START Supplied material

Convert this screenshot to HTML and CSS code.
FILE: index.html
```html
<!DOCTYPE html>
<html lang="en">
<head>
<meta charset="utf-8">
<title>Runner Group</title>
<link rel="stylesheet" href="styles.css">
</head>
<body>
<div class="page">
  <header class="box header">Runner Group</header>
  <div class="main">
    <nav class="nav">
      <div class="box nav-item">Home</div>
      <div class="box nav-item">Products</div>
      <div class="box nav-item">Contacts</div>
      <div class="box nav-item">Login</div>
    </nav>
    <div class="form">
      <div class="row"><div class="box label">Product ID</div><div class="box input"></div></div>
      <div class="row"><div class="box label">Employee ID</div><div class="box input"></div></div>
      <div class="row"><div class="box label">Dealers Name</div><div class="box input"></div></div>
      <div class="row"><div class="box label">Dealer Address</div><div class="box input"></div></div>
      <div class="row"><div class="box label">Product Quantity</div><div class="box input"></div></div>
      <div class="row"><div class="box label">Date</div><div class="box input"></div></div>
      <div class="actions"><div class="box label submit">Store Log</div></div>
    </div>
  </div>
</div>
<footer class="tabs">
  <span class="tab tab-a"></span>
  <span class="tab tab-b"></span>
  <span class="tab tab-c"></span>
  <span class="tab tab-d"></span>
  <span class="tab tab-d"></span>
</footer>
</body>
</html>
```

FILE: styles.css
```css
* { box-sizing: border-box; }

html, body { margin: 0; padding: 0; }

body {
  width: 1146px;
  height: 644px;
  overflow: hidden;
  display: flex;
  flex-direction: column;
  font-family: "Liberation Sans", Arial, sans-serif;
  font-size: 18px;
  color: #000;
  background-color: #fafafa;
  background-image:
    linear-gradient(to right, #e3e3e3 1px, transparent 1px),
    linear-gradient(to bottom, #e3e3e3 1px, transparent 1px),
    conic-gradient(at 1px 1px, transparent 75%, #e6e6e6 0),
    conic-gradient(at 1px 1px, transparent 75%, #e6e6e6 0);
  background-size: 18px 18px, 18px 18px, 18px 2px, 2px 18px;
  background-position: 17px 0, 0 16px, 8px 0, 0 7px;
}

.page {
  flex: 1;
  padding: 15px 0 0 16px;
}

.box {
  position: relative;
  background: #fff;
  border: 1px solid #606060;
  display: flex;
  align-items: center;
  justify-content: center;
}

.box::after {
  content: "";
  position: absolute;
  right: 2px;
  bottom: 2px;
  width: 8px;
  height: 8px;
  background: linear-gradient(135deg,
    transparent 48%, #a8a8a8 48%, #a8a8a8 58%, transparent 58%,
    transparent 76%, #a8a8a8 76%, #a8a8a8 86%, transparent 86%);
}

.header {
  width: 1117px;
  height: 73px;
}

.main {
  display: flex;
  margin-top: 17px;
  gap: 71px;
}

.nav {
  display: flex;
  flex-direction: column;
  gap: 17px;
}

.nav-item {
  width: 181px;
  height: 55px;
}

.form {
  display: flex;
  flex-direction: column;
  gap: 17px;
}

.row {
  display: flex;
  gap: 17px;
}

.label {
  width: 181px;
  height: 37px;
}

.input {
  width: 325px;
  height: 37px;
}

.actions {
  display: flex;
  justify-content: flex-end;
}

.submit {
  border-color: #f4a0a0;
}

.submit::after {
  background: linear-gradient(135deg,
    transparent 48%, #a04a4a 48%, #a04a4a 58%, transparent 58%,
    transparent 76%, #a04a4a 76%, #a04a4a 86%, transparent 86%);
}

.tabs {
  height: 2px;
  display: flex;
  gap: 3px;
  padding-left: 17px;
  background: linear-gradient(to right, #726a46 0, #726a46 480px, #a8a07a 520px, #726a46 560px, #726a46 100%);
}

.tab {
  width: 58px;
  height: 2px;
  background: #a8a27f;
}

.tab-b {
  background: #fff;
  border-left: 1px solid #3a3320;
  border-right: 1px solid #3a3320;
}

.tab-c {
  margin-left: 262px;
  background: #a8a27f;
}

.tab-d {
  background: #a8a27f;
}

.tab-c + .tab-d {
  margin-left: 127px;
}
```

END Supplied material
START Supplied material

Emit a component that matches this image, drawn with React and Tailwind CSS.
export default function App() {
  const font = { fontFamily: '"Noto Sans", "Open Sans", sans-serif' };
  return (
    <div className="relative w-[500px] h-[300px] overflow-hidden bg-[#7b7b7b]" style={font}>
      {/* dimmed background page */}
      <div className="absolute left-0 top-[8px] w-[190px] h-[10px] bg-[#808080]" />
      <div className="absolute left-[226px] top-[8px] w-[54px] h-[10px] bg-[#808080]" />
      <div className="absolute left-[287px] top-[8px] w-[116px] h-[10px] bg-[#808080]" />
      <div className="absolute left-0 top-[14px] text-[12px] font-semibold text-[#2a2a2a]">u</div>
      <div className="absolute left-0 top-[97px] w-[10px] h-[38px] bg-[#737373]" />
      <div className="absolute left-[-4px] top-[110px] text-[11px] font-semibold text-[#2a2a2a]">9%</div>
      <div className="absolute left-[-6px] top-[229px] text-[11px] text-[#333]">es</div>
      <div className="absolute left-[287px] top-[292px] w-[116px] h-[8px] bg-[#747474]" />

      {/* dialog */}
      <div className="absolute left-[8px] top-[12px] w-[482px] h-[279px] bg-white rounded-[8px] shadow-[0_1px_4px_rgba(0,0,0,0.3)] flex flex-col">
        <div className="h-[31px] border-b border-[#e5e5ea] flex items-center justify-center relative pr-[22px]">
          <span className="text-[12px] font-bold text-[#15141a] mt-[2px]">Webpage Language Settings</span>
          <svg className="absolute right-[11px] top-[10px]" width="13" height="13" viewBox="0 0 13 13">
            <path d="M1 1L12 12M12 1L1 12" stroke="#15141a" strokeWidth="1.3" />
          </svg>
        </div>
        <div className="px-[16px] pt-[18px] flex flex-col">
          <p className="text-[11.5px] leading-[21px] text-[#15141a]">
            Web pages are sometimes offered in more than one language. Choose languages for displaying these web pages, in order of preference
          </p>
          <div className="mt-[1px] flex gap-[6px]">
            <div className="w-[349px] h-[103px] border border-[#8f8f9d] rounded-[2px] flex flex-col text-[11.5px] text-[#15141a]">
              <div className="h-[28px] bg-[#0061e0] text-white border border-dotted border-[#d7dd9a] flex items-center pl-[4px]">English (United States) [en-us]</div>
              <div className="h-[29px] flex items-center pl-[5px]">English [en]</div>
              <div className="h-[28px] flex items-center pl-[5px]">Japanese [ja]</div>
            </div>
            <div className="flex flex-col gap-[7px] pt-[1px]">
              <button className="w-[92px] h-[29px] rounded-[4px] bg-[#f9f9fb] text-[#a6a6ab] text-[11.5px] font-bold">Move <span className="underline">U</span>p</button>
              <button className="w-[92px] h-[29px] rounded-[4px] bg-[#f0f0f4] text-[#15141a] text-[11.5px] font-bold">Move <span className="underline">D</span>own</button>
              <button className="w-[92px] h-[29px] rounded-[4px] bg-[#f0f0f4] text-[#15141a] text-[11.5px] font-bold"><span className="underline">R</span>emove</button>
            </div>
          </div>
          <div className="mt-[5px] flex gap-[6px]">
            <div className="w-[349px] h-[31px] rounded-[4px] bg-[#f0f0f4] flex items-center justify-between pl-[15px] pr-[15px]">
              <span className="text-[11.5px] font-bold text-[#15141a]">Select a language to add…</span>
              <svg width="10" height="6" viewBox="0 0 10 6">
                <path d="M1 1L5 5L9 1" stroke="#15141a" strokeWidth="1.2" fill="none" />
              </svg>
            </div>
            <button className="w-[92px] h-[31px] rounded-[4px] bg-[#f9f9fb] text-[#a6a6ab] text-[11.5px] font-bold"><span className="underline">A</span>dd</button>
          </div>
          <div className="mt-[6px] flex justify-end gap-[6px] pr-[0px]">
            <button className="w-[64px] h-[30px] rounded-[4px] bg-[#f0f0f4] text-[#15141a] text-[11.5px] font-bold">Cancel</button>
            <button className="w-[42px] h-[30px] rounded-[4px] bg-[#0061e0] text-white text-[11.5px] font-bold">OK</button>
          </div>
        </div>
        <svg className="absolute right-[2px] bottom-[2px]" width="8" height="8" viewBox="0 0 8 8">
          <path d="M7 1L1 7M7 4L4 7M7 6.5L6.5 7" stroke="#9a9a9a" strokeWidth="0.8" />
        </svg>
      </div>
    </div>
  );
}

END Supplied material

> Your objective
The lines to be given again exactly are those from the one containing "Emit a component" up to and including the one containing "left-[287px] top-[292px] w-[116px]".

> Solved exercise
Emit a component that matches this image, drawn with React and Tailwind CSS.
export default function App() {
  const font = { fontFamily: '"Noto Sans", "Open Sans", sans-serif' };
  return (
    <div className="relative w-[500px] h-[300px] overflow-hidden bg-[#7b7b7b]" style={font}>
      {/* dimmed background page */}
      <div className="absolute left-0 top-[8px] w-[190px] h-[10px] bg-[#808080]" />
      <div className="absolute left-[226px] top-[8px] w-[54px] h-[10px] bg-[#808080]" />
      <div className="absolute left-[287px] top-[8px] w-[116px] h-[10px] bg-[#808080]" />
      <div className="absolute left-0 top-[14px] text-[12px] font-semibold text-[#2a2a2a]">u</div>
      <div className="absolute left-0 top-[97px] w-[10px] h-[38px] bg-[#737373]" />
      <div className="absolute left-[-4px] top-[110px] text-[11px] font-semibold text-[#2a2a2a]">9%</div>
      <div className="absolute left-[-6px] top-[229px] text-[11px] text-[#333]">es</div>
      <div className="absolute left-[287px] top-[292px] w-[116px] h-[8px] bg-[#747474]" />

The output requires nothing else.